Les chiens ont été apportés d’Europe ; la facilité de se nourrir en pleine campagne leur a fait quitter les habitations, et ils se sont multipliés à l’infini. Ils se rassemblent souvent en troupe pour attaquer un taureau, même un homme à cheval, s’ils sont pressés par la faim. Les tigres ne sont pas en grande quantité, excepté dans les lieux boisés, et il n’y a que les bords des petites rivières qui le soient. On connaît l’adresse des habitants de ces contrées à se servir du lasso[1], et il est certain qu’il y a des Espagnols qui ne craignent pas d’enlacer les tigres : il ne l’est pas moins que plusieurs finissent par être la proie de ces redoutables animaux. J’ai vu à Montevideo une espèce de chat-tigre, dont le poil assez long est gris blanc. L’animal est très bas sur jambes et peut avoir cinq pieds de longueur : il est dangereux, mais fort rare.

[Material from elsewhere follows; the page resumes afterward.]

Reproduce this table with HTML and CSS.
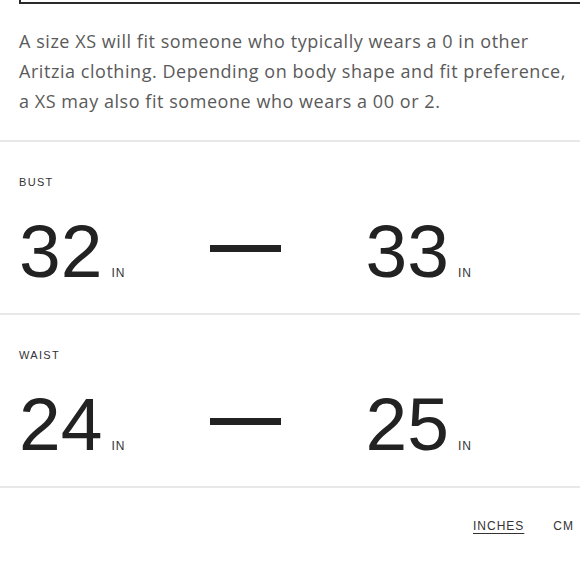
FILE: index.html
```html
<!DOCTYPE html>
<html>
<head>
<meta charset="utf-8">
<link rel="stylesheet" href="styles.css">
</head>
<body>
<div class="frame"></div>
<p class="desc">A size XS will fit someone who typically wears a 0 in other<br>Aritzia clothing. Depending on body shape and fit preference,<br>a XS may also fit someone who wears a 00 or 2.</p>
<section class="measure">
  <div class="label">BUST</div>
  <div class="range">
    <div class="value"><span class="num">32</span><span class="unit">IN</span></div>
    <div class="dash"></div>
    <div class="value"><span class="num">33</span><span class="unit">IN</span></div>
  </div>
</section>
<section class="measure">
  <div class="label">WAIST</div>
  <div class="range">
    <div class="value"><span class="num">24</span><span class="unit">IN</span></div>
    <div class="dash"></div>
    <div class="value"><span class="num">25</span><span class="unit">IN</span></div>
  </div>
</section>
<footer class="units">
  <span class="unit-opt active">INCHES</span>
  <span class="unit-opt">CM</span>
</footer>
</body>
</html>
```

FILE: styles.css
```css
html, body {
  margin: 0;
  padding: 0;
  background: #fff;
}
body {
  width: 580px;
  height: 580px;
  overflow: hidden;
  font-family: "Liberation Sans", Arial, sans-serif;
  color: #222;
}
.frame {
  margin-left: 19px;
  height: 2px;
  border-left: 2px solid #2a2a2a;
  border-bottom: 2px solid #2a2a2a;
}
.desc {
  margin: 22px 0 24px;
  padding: 0 0 0 19px;
  font-family: "Open Sans", sans-serif;
  font-size: 18px;
  line-height: 30px;
  letter-spacing: 0.55px;
  white-space: nowrap;
  color: #5a5a5a;
}
.measure {
  border-top: 2px solid #e8e8e8;
  padding: 35px 0 25px 19px;
}
.label {
  font-size: 11px;
  line-height: 11px;
  letter-spacing: 1.3px;
  color: #333;
}
.range {
  margin-top: 26px;
  width: 453px;
  display: flex;
  justify-content: space-between;
  align-items: center;
}
.value {
  display: flex;
  align-items: baseline;
}
.num {
  font-size: 75px;
  line-height: 74px;
  color: #222;
}
.unit {
  margin-left: 9px;
  font-size: 12px;
  letter-spacing: 1px;
  color: #333;
}
.dash {
  width: 71px;
  height: 7px;
  background: #222;
  margin-bottom: 6px;
}
.units {
  border-top: 2px solid #e8e8e8;
  display: flex;
  justify-content: flex-end;
  gap: 29px;
  padding: 33px 6px 0 0;
  font-size: 12px;
  line-height: 11px;
  letter-spacing: 1px;
  color: #333;
}
.unit-opt.active {
  text-decoration: underline;
  text-underline-offset: 3px;
  text-decoration-thickness: 1px;
}
```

Le bois est très cher à Buenos-Ayres et à Montevideo. On ne

  1. Le lasso dont ils se servent est une courroie tressée très forte, dont un bout est attaché à la selle du cheval qu’ils montent, et dont l’autre forme un nœud coulant. Munis de ce lasso, ils se réunissent plusieurs, et vont choisir au milieu des troupeaux la bête qu’ils veulent avoir. Le premier qui peut l’atteindre lui jette son lasso, et manque rarement de la saisir par les cornes. Un second, pendant que le taureau fuit le cheval de celui qui l’a enlacé, tâche de lui saisir avec son lasso une des jambes de derrière. Du moment où il a réussi, les chevaux dressés à cette chasse tournent avec vitesse chacun d’un côté opposé, et la secousse qu’ils donnent en tendant le lasso renverse le taureau. Alors ils s’arrêtent en tirant fortement sur le lasso, afin que le taureau ne puisse pas se relever. Dans cet état les hommes mettent pied à terre et tuent facilement l’animal couché et hors d’état de se défendre.